I don't consider it a virtue, but that comes with the territory.
If you want identical semantics, you get identical virtues and vices.

But as I have said, I believe that you get enormous power from the
multiple metalevels, which can handle a large number of valuable KR
techniques while retaining an FOL structure.  In fact, many people who
use the term "HOL" are actually using metalevel quantification over
the syntactic constructs of the object language.  (In fact, I think
that is what Cyc does.)

>Well, in this case, certainly "type" is appropriate, as the standard
>type hierarchy is an iterated powerset construction.  But the fact that
>this is a special case is just why I'd want to avoid "type" for the more
>general "sort".

Following is a quotation from Maria M's introduction (p. 9 of the
Meinke-Tucker book):

   Many-sorted logic is not only a natural logic for reasoning about more
   than one type of object with an efficient proof theory, but also a
   unifying logic for many other logics, even some non-classical logics
   such as modal logic or dynamic logic.

   The following list includes some of the logics that, in principle,
   seem to be unifiable using many-sorted logic:

    1. higher-order logics (type theory and second-order logic);

    2. infinitary logic;

    3. non-classical logics (modal, temporal, multivalued); and

    4. logics of programs (dynamic logic, Floyd-Hoare logics).

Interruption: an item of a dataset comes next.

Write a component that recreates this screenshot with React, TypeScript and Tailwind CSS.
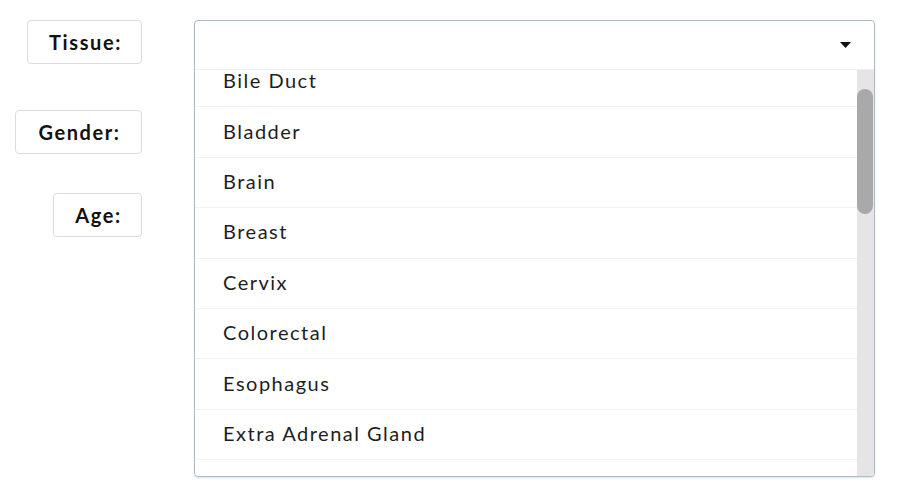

   Therefore, the study of many-sorted logic and its model theory gives
   us a clue to the behavior of some other logics that can be translated
   into many-sorted logic and also allows us an easy comparison among
   different logics.  We will see later two examples of a unified
   treatment using many-sorted logic:

    1. second-order logic with the general semantics invented by Henkin;

    2. propositional dynamic logic.

In that same book, Tony Cohn has an interesting article about the
computational advantages of MSL for theorem proving.  It is especially
valuable when there are large numbers of sorts organized in a lattice,
which is what we are assuming for the ontology.